The declaration is not just for the Yes movement though, says Bissett. “I would never try to make the claim that the Declaration of Arbroath is only for Nationalists to take pride in,” he says. “I would argue every Scot and everyone who recognises themselves as a Scot and feels some sort of connection to that label, the declaration is for them as well because Scotland as a modern entity would not exist without it. Anybody who can make this statement ‘I am a Scot’ is in some way beholden to that historical document.”

Bissett says the values inherent in the declaration can also shape the values of a modern democracy. “The difficulty comes,” he says, “when there are so many competing identities in contemporary Scotland, not everybody’s assertion of rights is unthreatening towards somebody else’s assertion of rights. You would find it very, very difficult to draft a modern day Declaration of Arbroath that would please everybody.”

There is hope in the 700th anniversary though.

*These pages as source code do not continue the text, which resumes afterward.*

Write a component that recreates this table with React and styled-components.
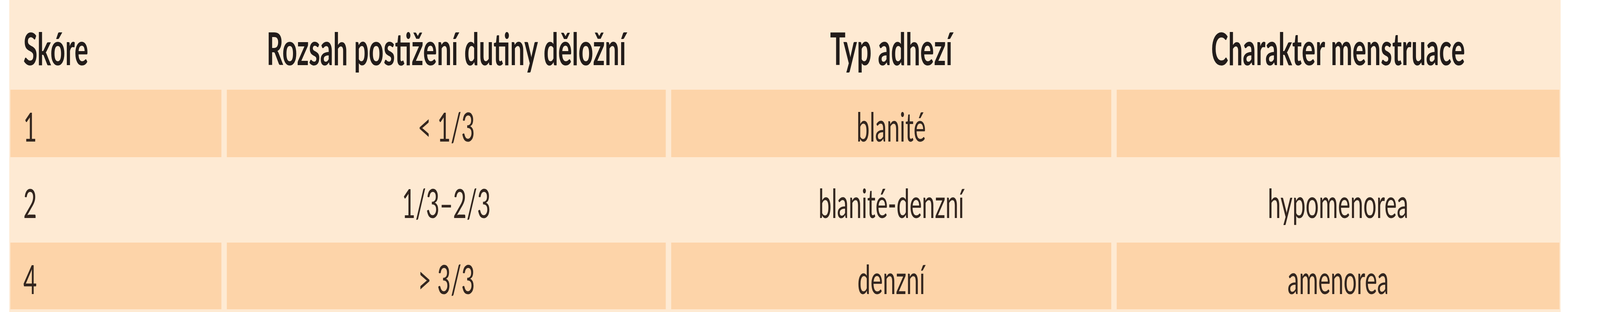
import React, { useState } from "react";
import styled, { createGlobalStyle } from "styled-components";

const DESIGN_WIDTH = 7068;

const GlobalStyle = createGlobalStyle`
  html, body {
    margin: 0;
    padding: 0;
    background: #ffffff;
    overflow: hidden;
  }
`;

const colors = {
  light: "#feead3",
  dark: "#fdd4a9",
  head: "#221c1a",
  text: "#33261f",
};

const Page = styled.div`
  width: 100vw;
  height: 800px;
  overflow: hidden;
  background: #ffffff;
`;

// the table is laid out on a 7068px wide sheet and fitted to the window width
const Sheet = styled.div`
  width: ${DESIGN_WIDTH}px;
  height: 800px;
  display: flex;
  transform: scaleX(${(props) => props.$sx});
  transform-origin: 0 0;
`;

const Table = styled.div`
  margin-left: 41px;
  width: 6853px;
  box-sizing: border-box;
  padding: 0 5px 7px;
  display: grid;
  grid-template-columns: 932px 1939px 1944px 1956px;
  grid-template-rows: 230px 173px 219px 171px;
  column-gap: 24px;
  background: ${colors.light};
  font-family: Lato, "Liberation Sans", sans-serif;
`;

const Cell = styled.div`
  display: flex;
  align-items: center;
  justify-content: ${(props) => (props.$left ? "flex-start" : "center")};
  padding-left: ${(props) => (props.$left ? "57px" : "0")};
  padding-top: ${(props) => (props.$head ? "15px" : "12px")};
  box-sizing: border-box;
  background: ${(props) => (props.$shade ? colors.dark : "transparent")};
  color: ${(props) => (props.$head ? colors.head : colors.text)};
  font-size: ${(props) => (props.$head ? "114px" : "103px")};
  font-weight: ${(props) => (props.$head ? 700 : 400)};
  white-space: nowrap;
`;

const headers = [
  "Skóre",
  "Rozsah postižení dutiny děložní",
  "Typ adhezí",
  "Charakter menstruace",
];

const rows = [
  ["1", "< 1/3", "blanité", ""],
  ["2", "1/3–2/3", "blanité-denzní", "hypomenorea"],
  ["4", "> 3/3", "denzní", "amenorea"],
];

const App = () => {
  const [sx] = useState(() =>
    Math.min(1, window.innerWidth / DESIGN_WIDTH)
  );

  return (
    <Page>
      <GlobalStyle />
      <Sheet $sx={sx}>
        <Table>
          {headers.map((h, i) => (
            <Cell key={h} $head $left={i === 0}>
              {h}
            </Cell>
          ))}
          {rows.map((row, r) =>
            row.map((value, c) => (
              <Cell key={`${r}-${c}`} $shade={r % 2 === 0} $left={c === 0}>
                {value}
              </Cell>
            ))
          )}
        </Table>
      </Sheet>
    </Page>
  );
};

export default App;
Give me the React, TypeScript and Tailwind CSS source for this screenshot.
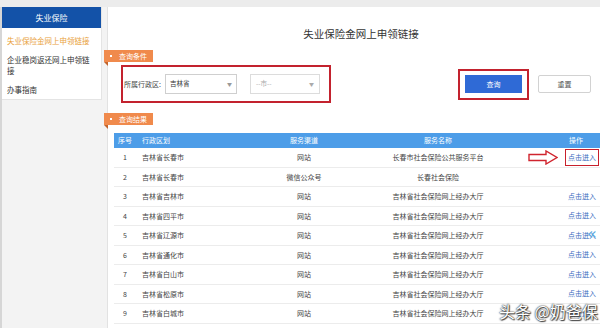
import React from "react";

const rows = [
  { n: "1", area: "吉林省长春市", ch: "网站", name: "长春市社会保险公共服务平台", link: true, arrow: true },
  { n: "2", area: "吉林省长春市", ch: "微信公众号", name: "长春社会保险", link: false },
  { n: "3", area: "吉林省吉林市", ch: "网站", name: "吉林省社会保险网上经办大厅", link: true },
  { n: "4", area: "吉林省四平市", ch: "网站", name: "吉林省社会保险网上经办大厅", link: true },
  { n: "5", area: "吉林省辽源市", ch: "网站", name: "吉林省社会保险网上经办大厅", link: true },
  { n: "6", area: "吉林省通化市", ch: "网站", name: "吉林省社会保险网上经办大厅", link: true },
  { n: "7", area: "吉林省白山市", ch: "网站", name: "吉林省社会保险网上经办大厅", link: true },
  { n: "8", area: "吉林省松原市", ch: "网站", name: "吉林省社会保险网上经办大厅", link: true },
  { n: "9", area: "吉林省白城市", ch: "网站", name: "吉林省社会保险网上经办大厅", link: true },
];

function Tag({ label }: { label: string }) {
  return (
    <div className="relative -ml-[4px] w-[49px] h-[12px] bg-[#f08a4c] flex items-center text-white text-[7px] leading-none">
      <span className="ml-[6px] w-[2px] h-[2px] bg-white"></span>
      <span className="ml-[7px]">{label}</span>
      <span className="absolute left-0 top-[12px] w-0 h-0 border-t-[4px] border-t-[#c2642c] border-l-[4px] border-l-transparent"></span>
    </div>
  );
}

function Arrow() {
  return (
    <svg width="30" height="15" viewBox="0 0 30 15">
      <path d="M1 4.5 H18 V1 L29 7.5 L18 14 V10.5 H1 Z" fill="#fff" stroke="#d0242e" strokeWidth="1.4" strokeLinejoin="miter" />
    </svg>
  );
}

export default function App() {
  return (
    <div className="w-[600px] h-[328px] overflow-hidden bg-[#f3f3f3] font-['Noto_Sans_CJK_SC','Liberation_Sans',sans-serif] relative">
      <div className="h-[7px] bg-[#ececec]"></div>
      <div className="flex h-[321px]">
        {/* Sidebar */}
        <div className="w-[102px] shrink-0 border-l-[2px] border-l-[#d6d6d6] flex flex-col">
          <div className="bg-white border-r border-b border-[#e4e4e4] h-[93px]">
            <div className="h-[21px] bg-[#1352a8] flex items-center justify-center text-white text-[8px]">失业保险</div>
            <div className="px-[5px] pt-[5px] text-[7.5px] leading-[11px]">
              <div className="text-[#e9a23c] py-[2px]">失业保险金网上申领链接</div>
              <div className="text-[#333] mt-[6px] leading-[11px]">企业稳岗返还网上申领链接</div>
              <div className="text-[#333] mt-[8px]">办事指南</div>
            </div>
          </div>
        </div>
        {/* Main */}
        <div className="ml-[5px] flex-1 min-w-0 bg-white border-l border-[#e2e2e2] flex flex-col relative">
          <div className="pt-[20px] h-[34px] leading-[14px] text-[10.5px] text-[#333] text-center pl-[14px]">失业保险金网上申领链接</div>
          <div className="mt-[9px]">
            <Tag label="查询条件" />
          </div>
          <div className="mt-[3px] h-[38px] flex items-center">
            <div className="ml-[13px] shrink-0 w-[210px] h-[38px] border-[2px] border-[#c3222e] flex items-center">
              <span className="ml-[1px] text-[7px] text-[#444]">所属行政区:</span>
              <div className="ml-[4px] w-[72px] h-[20px] border border-[#cfcfcf] flex items-center justify-between px-[4px] text-[6.5px] text-[#333]">
                <span>吉林省</span>
                <span className="text-[#999] text-[5px]">▼</span>
              </div>
              <div className="ml-[13px] w-[70px] h-[20px] border border-[#dcdcdc] flex items-center justify-between px-[5px] text-[6.5px] text-[#aaa]">
                <span>--市--</span>
                <span className="text-[#aaa] text-[5px]">▼</span>
              </div>
            </div>
            <div className="ml-[127px] shrink-0 w-[71px] h-[31px] border-[2px] border-[#c3222e] flex items-center justify-center">
              <div className="w-[57px] h-[18px] bg-[#2f6ad6] flex items-center justify-center text-white text-[7px]">查询</div>
            </div>
            <div className="ml-[9px] shrink-0 w-[53px] h-[18px] border border-[#d2d2d2] rounded-[2px] flex items-center justify-center text-[#555] text-[7px]">重置</div>
          </div>
          <div className="mt-[10px]">
            <Tag label="查询结果" />
          </div>
          <div className="mt-[8px] ml-[6px] w-[528px] shrink-0 text-[7px] text-[#444]">
            <div className="h-[15px] bg-[#4d9de8] text-white flex items-center">
              <div className="w-[22px] shrink-0 text-center">序号</div>
              <div className="w-[118px] shrink-0 pl-[6px]">行政区划</div>
              <div className="w-[100px] shrink-0 text-center">服务渠道</div>
              <div className="w-[168px] shrink-0 text-center">服务名称</div>
              <div className="w-[120px] shrink-0 text-center pr-[12px]">操作</div>
            </div>
            {rows.map((r) => (
              <div key={r.n} className="h-[19.5px] border-b border-[#ececec] flex items-center">
                <div className="w-[22px] shrink-0 text-center">{r.n}</div>
                <div className="w-[118px] shrink-0 pl-[6px]">{r.area}</div>
                <div className="w-[100px] shrink-0 text-center">{r.ch}</div>
                <div className="w-[168px] shrink-0 text-center">{r.name}</div>
                <div className="w-[120px] shrink-0 flex items-center pl-[6px] gap-[7px]">
                  <div className="w-[30px] h-[15px] flex items-center">{r.arrow ? <Arrow /> : null}</div>
                  {r.link ? (
                    <span
                      className={
                        "px-[2px] py-[3px] leading-[9px] text-[#3a6cc0] border-[1.5px] " +
                        (r.arrow ? "border-[#c8202c]" : "border-transparent")
                      }
                    >
                      点击进入
                    </span>
                  ) : null}
                </div>
              </div>
            ))}
          </div>
        </div>
      </div>
      {/* chevron overlay */}
      <div className="absolute left-[587px] top-[226px] text-[16px] leading-none text-[#5aa8e0] font-['DejaVu_Sans',sans-serif]">«</div>
      {/* watermark */}
      <div className="absolute left-[499px] top-[302px] text-[16px] leading-[19px] text-white [text-shadow:0_0_1px_#333,0_0_2px_#333,1px_1px_1px_#444]">
        头条 @奶爸保
      </div>
    </div>
  );
}
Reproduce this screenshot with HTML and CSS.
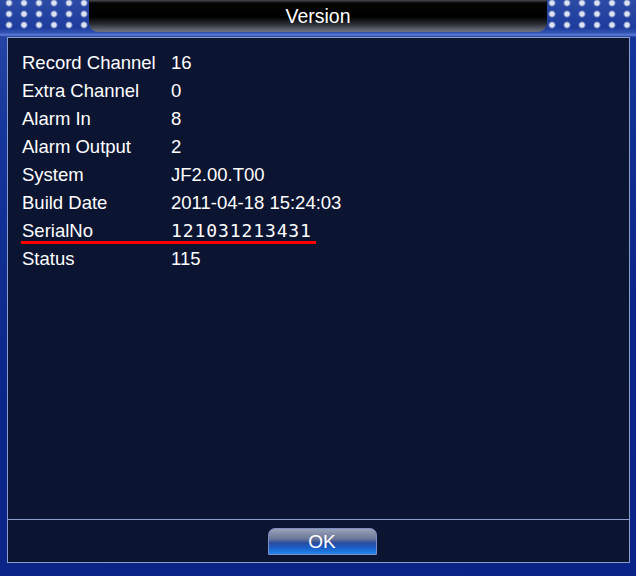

The interpretations of the document may vary; some may see it as a powerful call to arms; others may see it as an ancient document about nobles and kings that has little relevance to modern Scotland. But Alan Bissett thinks the document can defy its different interpretations and act as a unifying force.

“Nationalists and Unionists still share something in common, which is Scotland,” he says. “There is a Scotland that does unify us because we all live here, we all identity as Scots, so we all have some kind of emotional attachment to that idea. What we’re differing on is what we want Scotland’s political future to be, but we can get behind something like a unifying idea of Scotland that we can all understand and recognise – we can all feel something for Scotland. And that Scotland would not exist without the Declaration of Arbroath”.

The Declaration of Arbroath: For Freedom Alone by Edward J Cowan is published by Birlinn. The Declaration of Arbroath will go on display at the National Museum in Edinburgh when it reopens.